Antimicrobial therapy is usually unnecessary in the treatment of gastrointestinal infections with Esch. coli. Indeed, in haemolytic uraemic syndrome antibiotic administration is contraindicated because of the chance of exacerbating symptoms, presumably because of antibiotic-mediated bacterial cell lysis and toxin release.
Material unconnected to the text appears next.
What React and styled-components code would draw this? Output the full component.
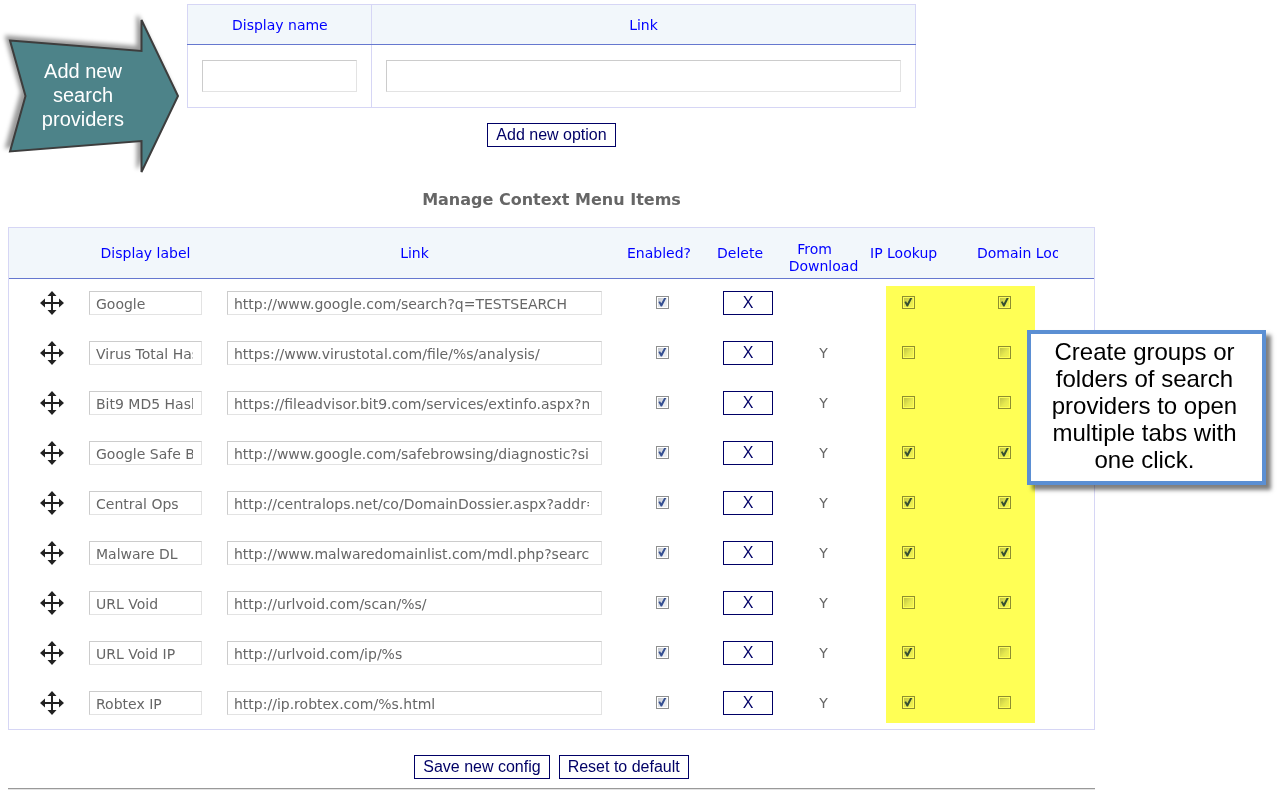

The use of antibiotics to prevent traveller's diarrhoea is not recommended because of the possibility of encouraging the emergence of multiresistant strains, the risk of side effects, and the generally mild nature of the infection. If diarrhoea develops fluoroquinolones can alleviate symptoms within 24 h. If the importance of the trip warrants the use of prophylaxis, fluoroquinolones, tetracyclines, or co-trimoxazole appear to be effective.
Yersiniosis
Infection with Yersinia enterocolitica may produce mesenteric adenitis, terminal ileitis, and acute diarrhoea. Erythema nodosum and a reactive arthritis may complicate such infections. The illness is usually self-limiting and, unless complicated by extra-gastrointestinal symptoms, is infrequently suspected. Ciprofloxacin, co-trimoxazole, or tetracycline are effective in severe cases.
Intestinal parasites
Some protozoa and helminths may cause symptoms ranging from mild diarrhoea to severe dysentery. These are considered in Chapters 5and 30.
Antibiotic-associated diarrhoea
The use of antimicrobial agents is sometimes complicated by diarrhoea. This is most often due to a direct effect on gut motility or the bowel mucosa. However, about 20% of cases are caused by toxin producing strains of Clostridium difficile. C. difficile may have a competitive advantage over the normal gut flora following antibiotic exposure, notably in the elderly.
Less commonly, Clostridium perfringens and Staph. aureus may also cause antibiotic-associated diarrhoea. Colitis and occasionally pseudomembranous colitis can complicate C. difficile infection, and severe cases may require surgical intervention (colectomy). Some C. difficile strains are associated with epidemic infection, especially in hospitals, and strains with increased virulence have been found in North America and Europe. Such strains cause more severe disease and decrease the chances of survival.
All antibiotics may induce C. difficile infection, but clindamycin or broad-spectrum β-lactam antibiotics are most commonly incriminated. This condition is, ironically, treated with antibiotics after stopping the causative agent. Oral metronidazole or vancomycin is usually effective, though a quarter to a third of patients may have recurrent symptoms. These recurrences are most often due to new infections as opposed to relapse and emphasize the importance of host response in determining outcome. Use of vancomycin as a first line agent is discouraged since there is an absence of robust data showing improved effectiveness compared with metronidazole and it is considerably more expensive. Alternatives therapeutic approaches are needed.